If you are annoyed, irritated, or impatient with people in a social setting, and you have the capacity, imagine what it might be like to be them. A negative story that you might carry about a family member or friend has the potential to shift into what their underlying need may be. Perhaps the loudmouthed, obnoxious, and arrogant person who you are stuck sitting next to is actually someone with low self-esteem, or lacking in emotional intelligence. This isn’t giving a pass to someone who would benefit from being accountable for poor behavior, however, a little empathy for them can sometimes shift you out of a negative mindset and lead to the potential for more enjoyment. Much of the time we can choose how personally we want to take someone else’s behavior.
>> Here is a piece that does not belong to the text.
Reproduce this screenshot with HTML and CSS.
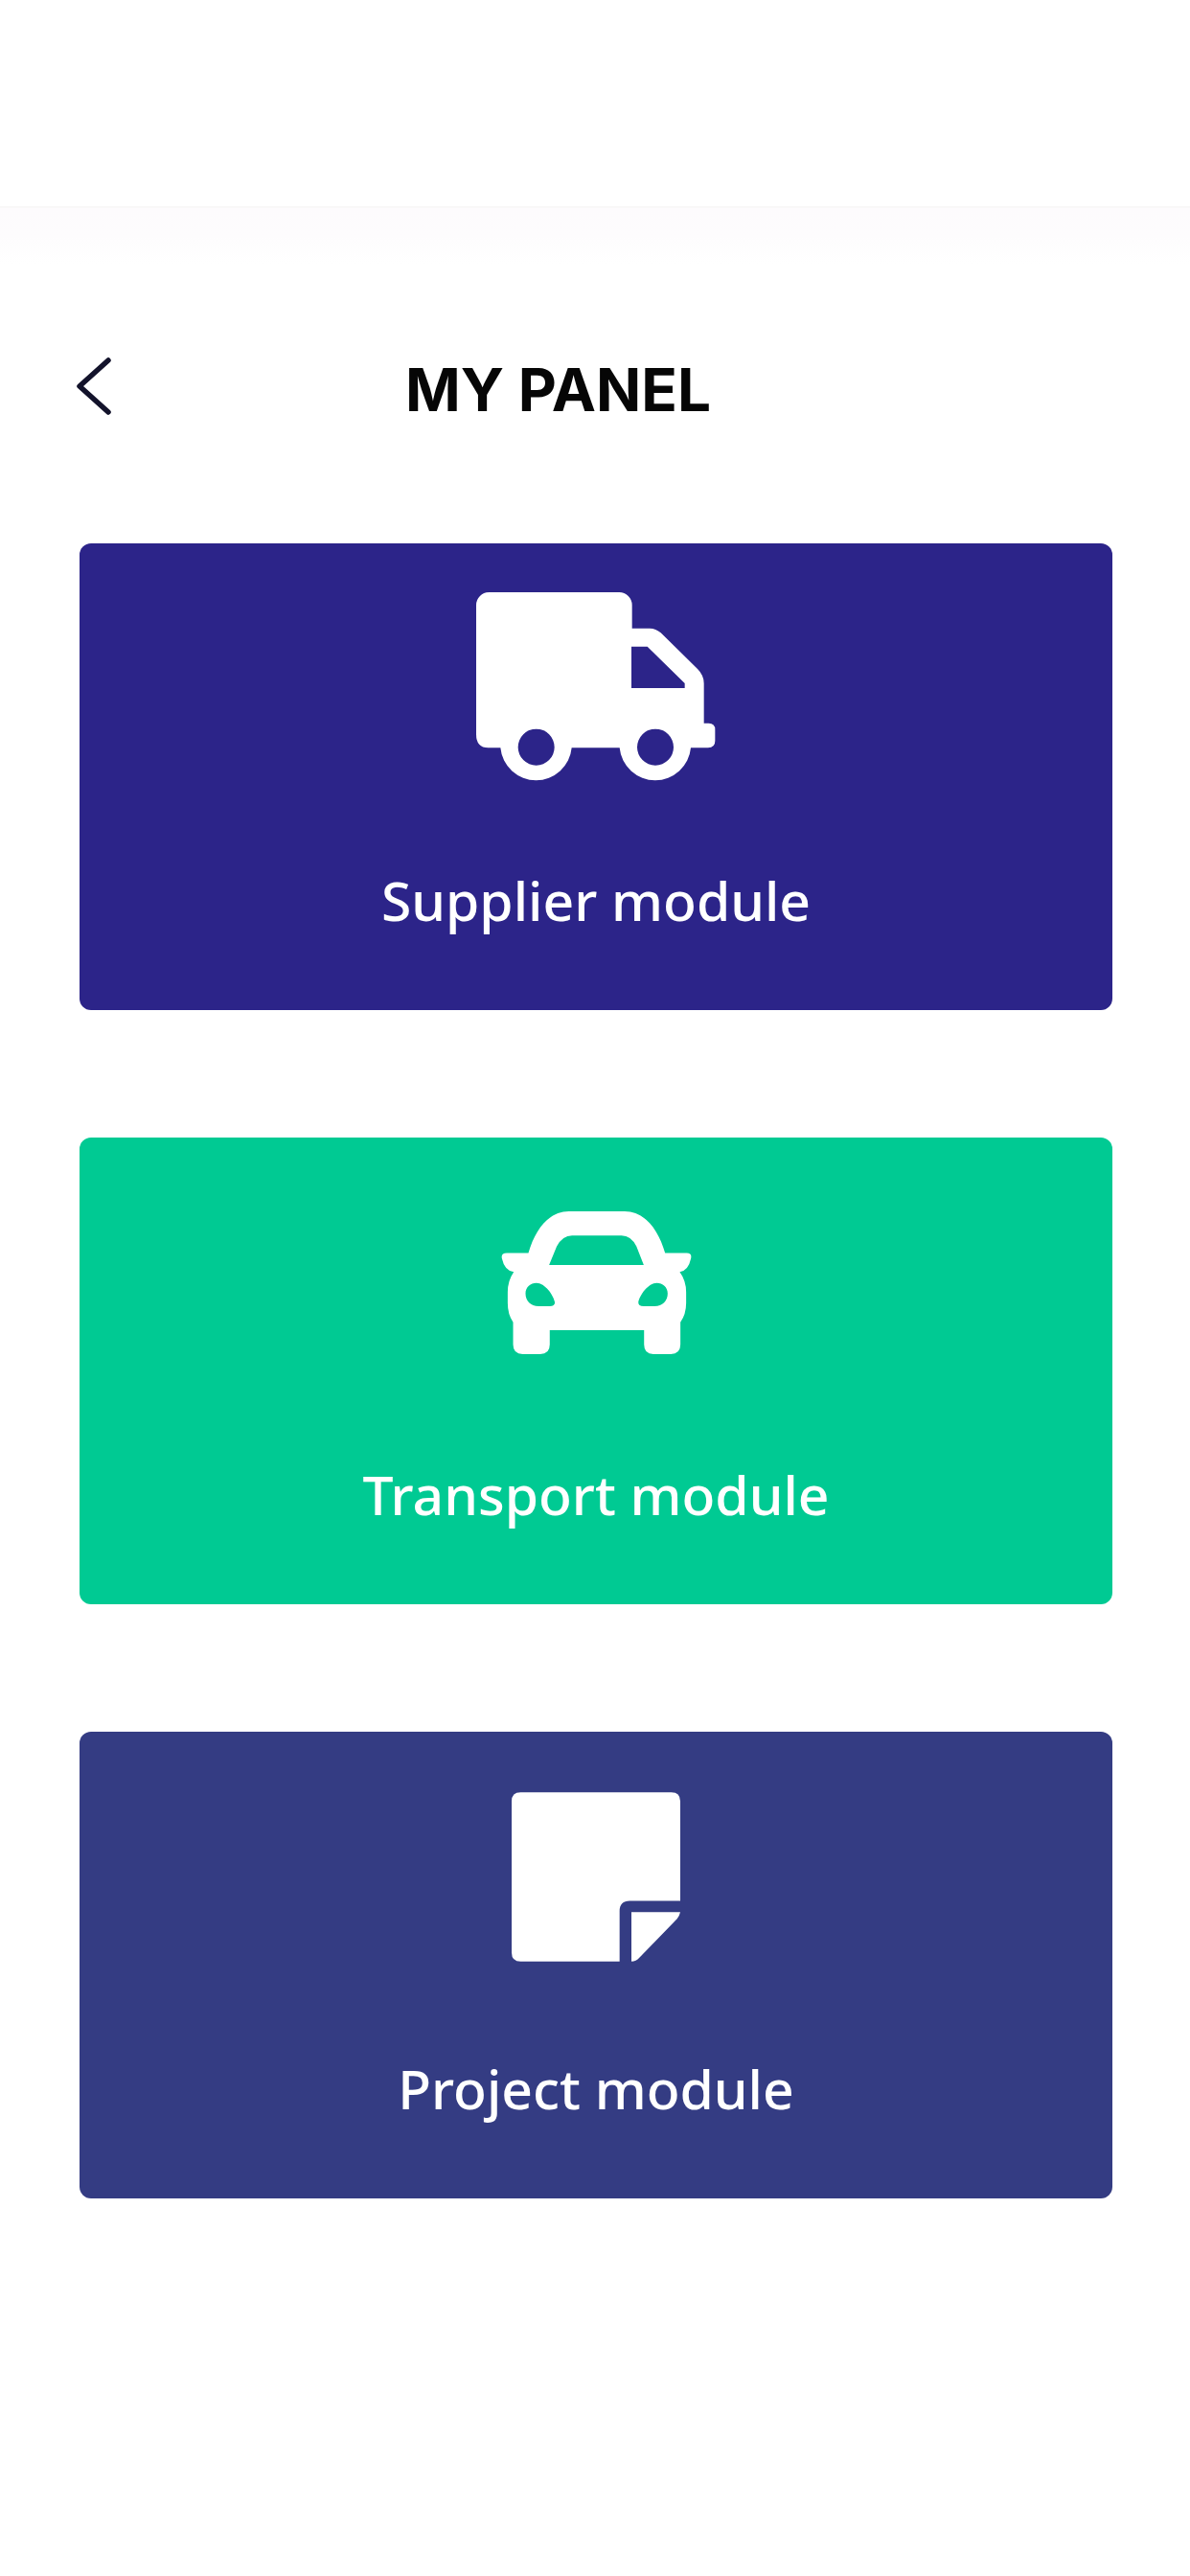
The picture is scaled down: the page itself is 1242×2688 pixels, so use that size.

Setting Personal Boundaries:
Sometimes all the strategies in the world to attempt to accept people for who they are simply does not meet your own needs for self-care, protection, and emotional safety. In these cases being able to set clear, matter-of-fact personal boundaries are what is necessary for you. This isn’t always easy, yet letting other people know what you will tolerate and what you won’t is reasonable and important for your own mental and physical health. September 2022's newsletter focused on how to set and share personal boundaries. As a reminder, focus on you, and what you want or don’t want, and avoid telling other people what they can or cannot do. For example, instead of saying, “Stop talking to me that way!”, you can say, “When I hear you say that, I’m uncomfortable, and it doesn’t feel ok to me. If you continue to talk this way, I’ll take some space and we can try again later.”
One Last Suggestion
As a final suggestion, I offer you an invitation to hold yourself with acceptance and grace as you move through these next few months. Practice daily empathy and gratitude, find an empathy buddy, share your gratitudes with other people, and give yourself as many opportunities as possible to enjoy the holiday season in the ways that are meaningful to you.